Abstract
The question of whether Islamic laws are compatible with the principles which informs the articles of the Universal Declaration of Human Rights has preoccupied many scholars of Islam and human rights for decades. The ensuing debate on this question, however, has yet to result in a definitive answer. On the one side are scholars, particularly those with a legalistic approach, who see the two as fundamentally in conflict, pointing at matters such as the Islamic penal code, discriminatory laws against women, and precepts about religious minorities (note 1). On the other side of the debate, are scholars who challenge the legalistic approach and tackle the question from a historical or a multi-variant perspective (note 2). By doing so they pay more attention to the differences among Muslims, including Muslim scholars, who offer varied interpretations of, and approaches to, Islamic laws, ethics, and philosophy and therefore complicate the incompatibility thesis.

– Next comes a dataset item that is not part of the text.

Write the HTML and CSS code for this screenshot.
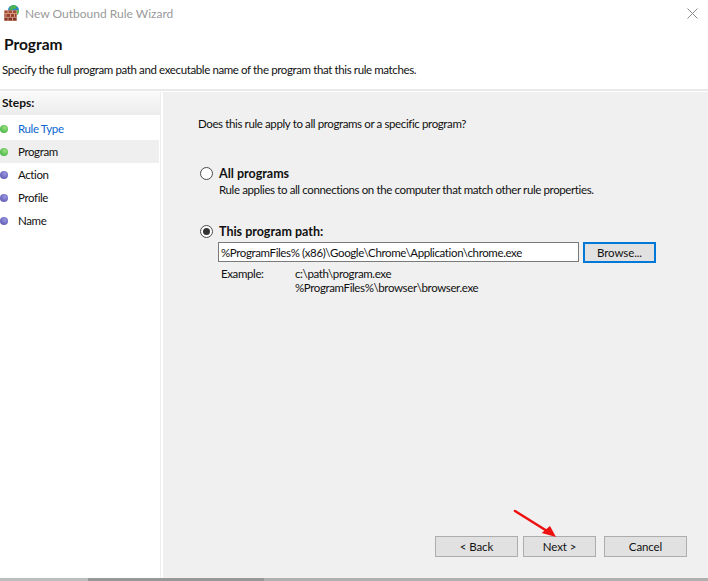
FILE: index.html
```html
<!DOCTYPE html>
<html lang="en">
<head>
<meta charset="utf-8">
<title>New Outbound Rule Wizard</title>
<link rel="stylesheet" href="styles.css">
</head>
<body>
<div class="window">
  <header class="head">
    <div class="titlebar">
      <svg class="appicon" width="16" height="16" viewBox="0 0 16 16">
        <circle cx="9.500" cy="5.500" r="5.500" fill="#2f86c9"/>
        <path d="M6 2c1.500-2 5-2.500 7-.5L11.500 4 9 3.500 8 5.500 5.500 4.500z" fill="#4fb548"/>
        <path d="M11 6l3.500-1.500c.8 2 .2 4-1 5.500l-2.500-1z" fill="#5fbb4c"/>
        <rect x="0" y="5.500" width="13" height="10.500" fill="#e0b8a4"/>
        <rect x="0.500" y="5.500" width="12" height="2.800" fill="#a84a30"/>
        <rect x="0.500" y="9" width="12" height="2.900" fill="#9a3f29"/>
        <rect x="0.500" y="12.600" width="12" height="3" fill="#853322"/>
        <path d="M4 5.500v2.800M8.500 5.500v2.800M2 9v2.900M6.500 9v2.900M10.500 9v2.900M4 12.600v3M8.500 12.600v3" stroke="#e0b8a4" stroke-width=".8"/>
      </svg>
      <span class="title">New Outbound Rule Wizard</span>
      <svg class="close" width="11" height="11" viewBox="0 0 11 11">
        <path d="M.5.5l10 10M10.500.5l-10 10" stroke="#8a8a8a" stroke-width="1" fill="none"/>
      </svg>
    </div>
    <h1 class="pagename">Program</h1>
    <p class="pagedesc">Specify the full program path and executable name of the program that this rule matches.</p>
  </header>
  <div class="main">
    <nav class="steps">
      <div class="stepshead">Steps:</div>
      <ul class="steplist">
        <li class="step done link"><span class="dot"></span>Rule Type</li>
        <li class="step done current"><span class="dot"></span>Program</li>
        <li class="step"><span class="dot"></span>Action</li>
        <li class="step"><span class="dot"></span>Profile</li>
        <li class="step"><span class="dot"></span>Name</li>
      </ul>
    </nav>
    <section class="content">
      <p class="question">Does this rule apply to all programs or a specific program?</p>
      <div class="option first">
        <span class="radio"></span>
        <div class="optiontext">
          <div class="optionname">All programs</div>
          <div class="optiondesc">Rule applies to all connections on the computer that match other rule properties.</div>
        </div>
      </div>
      <div class="option second">
        <span class="radio checked"></span>
        <div class="optionname">This program path:</div>
      </div>
      <div class="pathrow">
        <div class="pathinput">%ProgramFiles% (x86)\Google\Chrome\Application\chrome.exe</div>
        <button class="btn browse" type="button">Browse...</button>
      </div>
      <div class="example">
        <div class="examplelabel">Example:</div>
        <div>c:\path\program.exe<br>%ProgramFiles%\browser\browser.exe</div>
      </div>
      <div class="actions">
        <button class="btn back" type="button">&lt; Back</button>
        <button class="btn next" type="button">Next &gt;</button>
        <button class="btn cancel" type="button">Cancel</button>
      </div>
      <svg class="arrow" width="50" height="44" viewBox="0 0 50 44">
        <path d="M2 2L34 22" stroke="#ee1111" stroke-width="2.600" stroke-linecap="round" fill="none"/>
        <path d="M43 28L28.700 24L37 17z" fill="#ee1111"/>
      </svg>
    </section>
  </div>
  <div class="strip">
    <span class="stripa"></span><span class="stripb"></span><span class="stripc"></span>
  </div>
</div>
</body>
</html>
```
FILE: styles.css
```css
* { box-sizing: border-box; }
html, body { margin: 0; padding: 0; }
body {
  width: 708px;
  height: 581px;
  overflow: hidden;
  background: #fff;
  font-family: Lato, "Liberation Sans", Arial, sans-serif;
  font-size: 11.500px;
  letter-spacing: -0.380px;
  color: #111;
}
.window { display: flex; flex-direction: column; height: 581px; }
.head { height: 91px; flex: none; border-bottom: 2px solid #e9e9e9; }
.titlebar { display: flex; align-items: center; height: 28px; }
.appicon { margin-left: 4px; flex: none; margin-top: -3px; }
.title { margin: -2px 0 0 5px; color: #9a9a9a; font-size: 12px; letter-spacing: 0; }
.close { margin-left: auto; margin-right: 10px; margin-top: -1px; }
.pagename { margin: 8px 0 0 4px; font-size: 15.500px; letter-spacing: 0; line-height: 16px; font-weight: bold; color: #111; }
.pagedesc { margin: 10px 0 0 2px; line-height: 15px; }
.main { flex: 1; display: flex; min-height: 0; margin-top: 1px; }
.steps { width: 161px; margin-right: 2px; flex: none; border-right: 1px solid #eeeeee; }
.stepshead {
  height: 23px;
  padding: 3px 0 0 2px;
  font-weight: bold;
  font-size: 12px;
  letter-spacing: 0;
  background: linear-gradient(#fafafa, #ececec);
}
.steplist { list-style: none; margin: 2px 0 0; padding: 0; }
.step { display: flex; align-items: center; height: 23px; }
.dot {
  width: 8px;
  height: 8px;
  margin: 1px 10px 0 0;
  border-radius: 50%;
  background: radial-gradient(circle at 60% 35%, #9a97e0, #4e49a8);
}
.done .dot { background: radial-gradient(circle at 60% 35%, #9be084, #2ea832); }
.link { color: #0b66d0; }
.current { background: #efefef; margin-right: 1px; }
.content { flex: 1; display: flex; flex-direction: column; position: relative; background: #f0f0f0; padding: 24px 0 21px 35px; }
.question { margin: 0; line-height: 15px; }
.option { display: flex; align-items: flex-start; }
.first { margin-top: 35px; margin-left: 2px; }
.second { margin-top: 27px; margin-left: 2px; }
.radio {
  width: 13px;
  height: 13px;
  flex: none;
  margin: 1px 6px 0 0;
  border: 1px solid #4a4a4a;
  border-radius: 50%;
  background: #fff;
  display: flex;
  align-items: center;
  justify-content: center;
}
.checked::after {
  content: "";
  width: 7px;
  height: 7px;
  border-radius: 50%;
  background: #333;
}
.optionname { font-weight: bold; font-size: 12.500px; letter-spacing: 0; line-height: 15px; }
.optiondesc { line-height: 15px; margin-top: 1px; }
.pathrow { display: flex; margin: 3px 0 0 20px; gap: 4px; }
.pathinput {
  width: 361px;
  height: 20px;
  padding: 2px 2px;
  background: #fff;
  border: 1px solid #7a7a7a;
  line-height: 15px;
  white-space: nowrap;
  overflow: hidden;
}
.btn {
  font: inherit;
  letter-spacing: -0.100px;
  color: #111;
  height: 21px;
  padding: 0;
  background: #e1e1e1;
  border: 1px solid #adadad;
}
.browse { width: 73px; border: 2px solid #0078d7; }
.example { display: flex; margin: 4px 0 0 23px; line-height: 14px; }
.examplelabel { width: 74px; }
.actions { display: flex; margin: auto 0 0 237px; }
.next { width: 73px; margin-left: 5px; }
.back { width: 83px; }
.cancel { width: 83px; margin-left: 8px; }
.arrow { position: absolute; left: 350px; top: 417px; }
.strip { height: 3px; flex: none; display: flex; }
.stripa { width: 88px; background: #bdbdbd; }
.stripb { width: 176px; background: #989898; }
.stripc { flex: 1; background: #b0b0b0; }
```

To contribute to this debate, this paper studies the positions of two prominent Shii Ayatollahs, Mohammed Taqi Mesbah Yazdi and Hossien Ali Montazeri, on the relationship between Islam and human rights. The approaches of these two Muslim scholars to Islamic laws and human rights have certain elements in common but also reveal some profound and consequential differences. While the position of Mesbah Yazdi on Islam and human rights lends its support to the incompatibility thesis, the position of Montazeri, especially in the last three decades of Montazeri’s life, definitely cast a deep shadow of doubt on that thesis. The overall judgment of this paper, despite the complication that the case of Mesbah Yazdi creates for it, is that the second group, in the above mentioned debate, have provided a more suitable approach for understanding the totality of Islamic experience in its meeting with the contemporary norms of human rights.
1. See, Ann Elizabeth Mayer, Islam and Human Rights, Boulder, 1995, Reza Afshar, Human Rights in Iran: The Abuse of Cultural Relativism, Philadelphia, 2001, and Nazila Ghanea Hercock, Human Rights, the UN and the Baha’is in Iran, Oxford, 2002. For a recent collection of short articles on Islam and human rights go to: http://www.iranrights.org/english/library-86.php
2 See Katerina Dalacoura, Islam, Liberalism, and Human Rights, London, 1998 and Irene Oh, The Rights of God: Islam, Human Rights, and Comparative Ethics, Washington, D.C., 2007.